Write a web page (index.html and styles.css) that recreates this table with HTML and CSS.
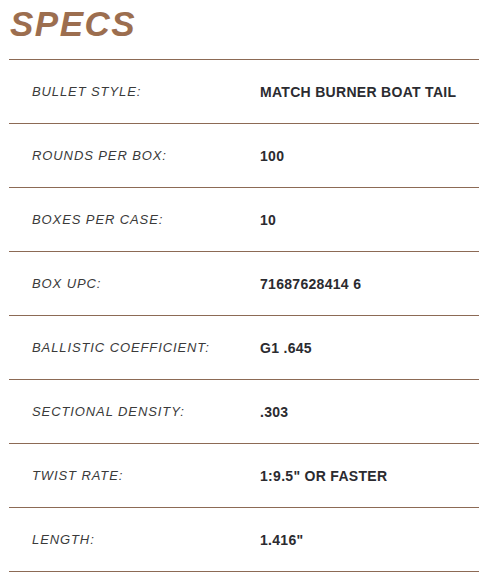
FILE: index.html
```html
<!DOCTYPE html>
<html>
<head>
<meta charset="utf-8">
<link rel="stylesheet" href="styles.css">
</head>
<body>
<div class="specs">
  <h2 class="title">SPECS</h2>
  <div class="table">
    <div class="row"><div class="label">BULLET STYLE:</div><div class="value">MATCH BURNER BOAT TAIL</div></div>
    <div class="row"><div class="label">ROUNDS PER BOX:</div><div class="value">100</div></div>
    <div class="row"><div class="label">BOXES PER CASE:</div><div class="value">10</div></div>
    <div class="row"><div class="label">BOX UPC:</div><div class="value">71687628414 6</div></div>
    <div class="row"><div class="label">BALLISTIC COEFFICIENT:</div><div class="value">G1 .645</div></div>
    <div class="row"><div class="label">SECTIONAL DENSITY:</div><div class="value">.303</div></div>
    <div class="row"><div class="label">TWIST RATE:</div><div class="value">1:9.5" OR FASTER</div></div>
    <div class="row"><div class="label">LENGTH:</div><div class="value">1.416"</div></div>
  </div>
</div>
</body>
</html>
```
FILE: styles.css
```css
html, body {
  margin: 0;
  padding: 0;
  background: #ffffff;
}
.specs {
  padding-left: 9px;
  font-family: "Liberation Sans", Arial, sans-serif;
}
.title {
  margin: 0;
  height: 59px;
  box-sizing: border-box;
  padding-left: 1px;
  padding-top: 4px;
  font-size: 35px;
  line-height: 40px;
  font-weight: bold;
  font-style: italic;
  color: #9c6e4f;
  letter-spacing: 1.5px;
}
.table {
  display: flex;
  flex-direction: column;
}
.row {
  display: flex;
  align-items: center;
  height: 64px;
  box-sizing: border-box;
  border-top: 1px solid #8c6a55;
}
.row:last-child {
  height: 65px;
  border-bottom: 1px solid #8c6a55;
}
.label {
  width: 251px;
  box-sizing: border-box;
  padding-left: 23px;
  font-size: 13px;
  font-style: italic;
  color: #3a3a3a;
  letter-spacing: 0.9px;
}
.value {
  font-size: 14px;
  font-weight: bold;
  color: #2b2b30;
  letter-spacing: 0.3px;
}
```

- [Brief]: Skipping the pictures, transcribe each line above exactly as it appears.

- [Output below]:
Write a web page (index.html and styles.css) that recreates this table with HTML and CSS.
FILE: index.html
```html
<!DOCTYPE html>
<html>
<head>
<meta charset="utf-8">
<link rel="stylesheet" href="styles.css">
</head>
<body>
<div class="specs">
  <h2 class="title">SPECS</h2>
  <div class="table">
    <div class="row"><div class="label">BULLET STYLE:</div><div class="value">MATCH BURNER BOAT TAIL</div></div>
    <div class="row"><div class="label">ROUNDS PER BOX:</div><div class="value">100</div></div>
    <div class="row"><div class="label">BOXES PER CASE:</div><div class="value">10</div></div>
    <div class="row"><div class="label">BOX UPC:</div><div class="value">71687628414 6</div></div>
    <div class="row"><div class="label">BALLISTIC COEFFICIENT:</div><div class="value">G1 .645</div></div>
    <div class="row"><div class="label">SECTIONAL DENSITY:</div><div class="value">.303</div></div>
    <div class="row"><div class="label">TWIST RATE:</div><div class="value">1:9.5" OR FASTER</div></div>
    <div class="row"><div class="label">LENGTH:</div><div class="value">1.416"</div></div>
  </div>
</div>
</body>
</html>
```
FILE: styles.css
```css
html, body {
  margin: 0;
  padding: 0;
  background: #ffffff;
}
.specs {
  padding-left: 9px;
  font-family: "Liberation Sans", Arial, sans-serif;
}
.title {
  margin: 0;
  height: 59px;
  box-sizing: border-box;
  padding-left: 1px;
  padding-top: 4px;
  font-size: 35px;
  line-height: 40px;
  font-weight: bold;
  font-style: italic;
  color: #9c6e4f;
  letter-spacing: 1.5px;
}
.table {
  display: flex;
  flex-direction: column;
}
.row {
  display: flex;
  align-items: center;
  height: 64px;
  box-sizing: border-box;
  border-top: 1px solid #8c6a55;
}
.row:last-child {
  height: 65px;
  border-bottom: 1px solid #8c6a55;
}
.label {
  width: 251px;
  box-sizing: border-box;
  padding-left: 23px;
  font-size: 13px;
  font-style: italic;
  color: #3a3a3a;
  letter-spacing: 0.9px;
}
.value {
  font-size: 14px;
  font-weight: bold;
  color: #2b2b30;
  letter-spacing: 0.3px;
}
```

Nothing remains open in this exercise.